+++ Given information
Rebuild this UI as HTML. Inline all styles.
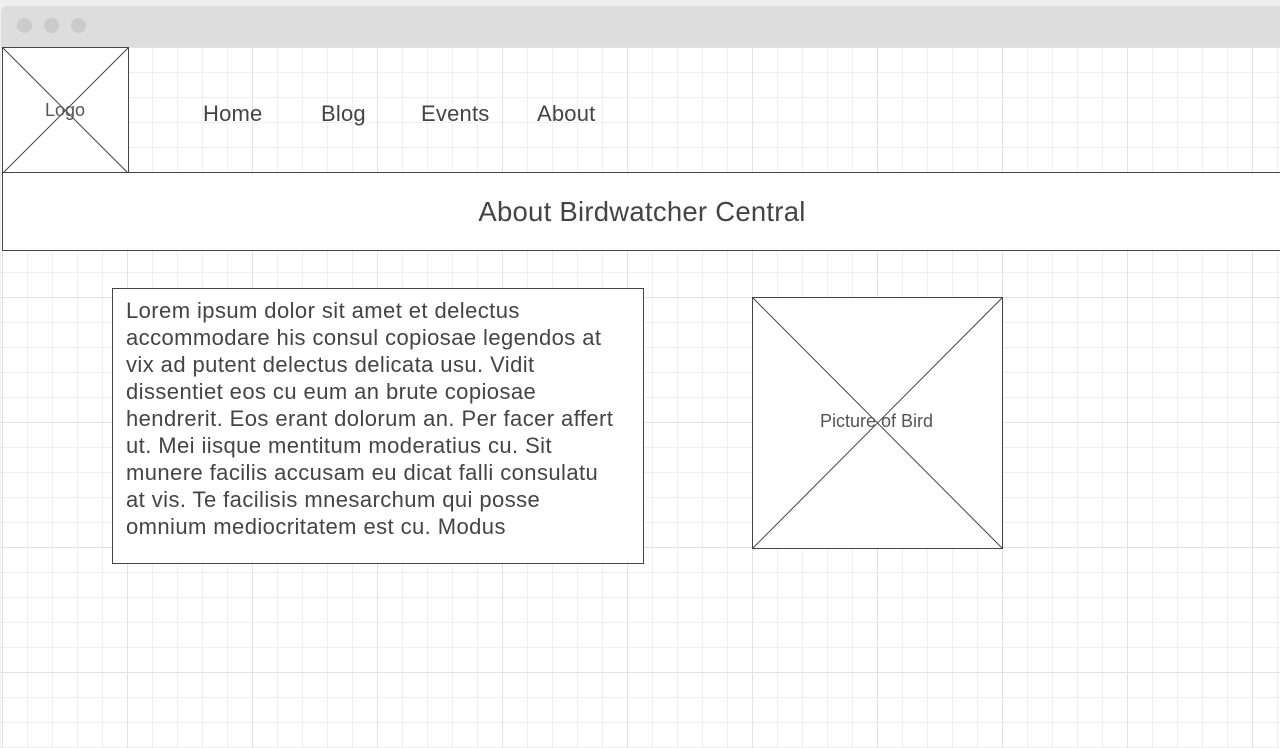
++++++
+++ Given information
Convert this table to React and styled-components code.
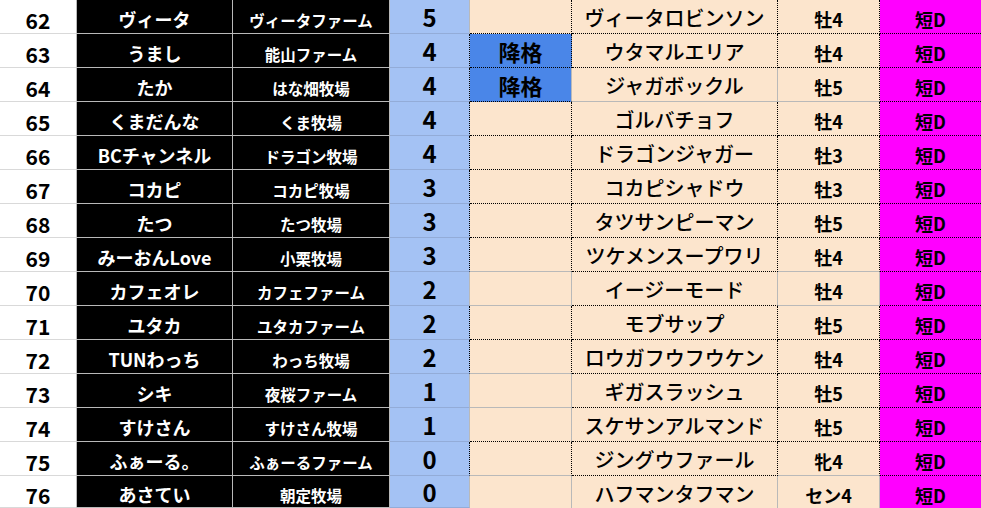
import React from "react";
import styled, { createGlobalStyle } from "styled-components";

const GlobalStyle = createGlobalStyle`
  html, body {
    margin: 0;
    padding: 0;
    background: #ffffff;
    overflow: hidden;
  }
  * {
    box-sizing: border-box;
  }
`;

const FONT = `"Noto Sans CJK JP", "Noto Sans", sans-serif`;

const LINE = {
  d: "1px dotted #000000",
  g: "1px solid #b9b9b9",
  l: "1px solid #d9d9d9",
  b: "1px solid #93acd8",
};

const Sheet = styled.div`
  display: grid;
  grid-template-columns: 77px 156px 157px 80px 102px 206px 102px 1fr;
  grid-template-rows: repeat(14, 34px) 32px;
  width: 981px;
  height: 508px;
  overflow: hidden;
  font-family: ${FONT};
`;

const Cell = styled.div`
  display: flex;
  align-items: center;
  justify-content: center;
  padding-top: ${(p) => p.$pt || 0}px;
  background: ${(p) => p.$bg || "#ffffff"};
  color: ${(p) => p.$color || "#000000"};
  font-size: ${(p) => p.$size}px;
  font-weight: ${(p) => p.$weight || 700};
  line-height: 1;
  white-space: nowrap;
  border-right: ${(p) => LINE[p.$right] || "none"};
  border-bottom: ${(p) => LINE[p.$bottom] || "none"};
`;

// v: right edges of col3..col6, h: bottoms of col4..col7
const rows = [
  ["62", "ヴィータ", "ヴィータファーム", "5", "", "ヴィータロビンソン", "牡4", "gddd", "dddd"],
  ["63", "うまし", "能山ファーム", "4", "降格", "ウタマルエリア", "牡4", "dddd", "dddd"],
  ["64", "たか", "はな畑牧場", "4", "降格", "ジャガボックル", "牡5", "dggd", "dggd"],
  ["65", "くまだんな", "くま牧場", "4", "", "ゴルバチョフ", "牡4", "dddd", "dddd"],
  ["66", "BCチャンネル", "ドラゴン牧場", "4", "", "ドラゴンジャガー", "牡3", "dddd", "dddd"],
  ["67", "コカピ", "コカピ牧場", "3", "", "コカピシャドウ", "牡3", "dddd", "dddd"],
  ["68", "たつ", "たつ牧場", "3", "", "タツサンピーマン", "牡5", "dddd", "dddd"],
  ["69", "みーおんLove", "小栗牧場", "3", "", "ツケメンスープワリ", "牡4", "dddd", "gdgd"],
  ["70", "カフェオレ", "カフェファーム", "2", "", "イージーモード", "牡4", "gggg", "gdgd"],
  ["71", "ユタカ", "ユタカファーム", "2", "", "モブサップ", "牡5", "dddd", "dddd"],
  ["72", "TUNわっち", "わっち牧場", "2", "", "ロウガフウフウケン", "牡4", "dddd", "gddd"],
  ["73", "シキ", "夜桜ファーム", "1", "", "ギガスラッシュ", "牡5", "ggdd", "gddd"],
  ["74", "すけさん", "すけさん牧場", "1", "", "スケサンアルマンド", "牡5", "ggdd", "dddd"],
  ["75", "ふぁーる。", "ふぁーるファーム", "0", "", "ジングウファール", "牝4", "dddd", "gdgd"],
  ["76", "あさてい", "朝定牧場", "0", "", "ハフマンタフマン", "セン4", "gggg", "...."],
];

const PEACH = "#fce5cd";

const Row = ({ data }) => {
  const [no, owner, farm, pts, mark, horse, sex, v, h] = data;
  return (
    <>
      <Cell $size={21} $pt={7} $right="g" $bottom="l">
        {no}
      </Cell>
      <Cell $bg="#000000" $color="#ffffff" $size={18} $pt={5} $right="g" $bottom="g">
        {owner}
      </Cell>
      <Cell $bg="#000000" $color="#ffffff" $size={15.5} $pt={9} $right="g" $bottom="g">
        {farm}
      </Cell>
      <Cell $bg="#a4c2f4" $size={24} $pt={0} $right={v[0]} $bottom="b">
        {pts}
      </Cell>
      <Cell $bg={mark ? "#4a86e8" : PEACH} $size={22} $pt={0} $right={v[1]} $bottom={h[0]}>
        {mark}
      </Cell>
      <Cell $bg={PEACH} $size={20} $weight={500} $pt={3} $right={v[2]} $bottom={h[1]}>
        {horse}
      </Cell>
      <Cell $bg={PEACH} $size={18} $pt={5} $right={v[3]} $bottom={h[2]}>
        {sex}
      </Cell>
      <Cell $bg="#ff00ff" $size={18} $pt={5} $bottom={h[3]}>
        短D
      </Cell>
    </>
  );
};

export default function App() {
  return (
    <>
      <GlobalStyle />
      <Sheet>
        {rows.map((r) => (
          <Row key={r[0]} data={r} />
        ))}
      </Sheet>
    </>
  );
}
++++++
Given task ▸ Report how many lines of the records above contain the word "this", giving only the number.

Exercise result ▸ 2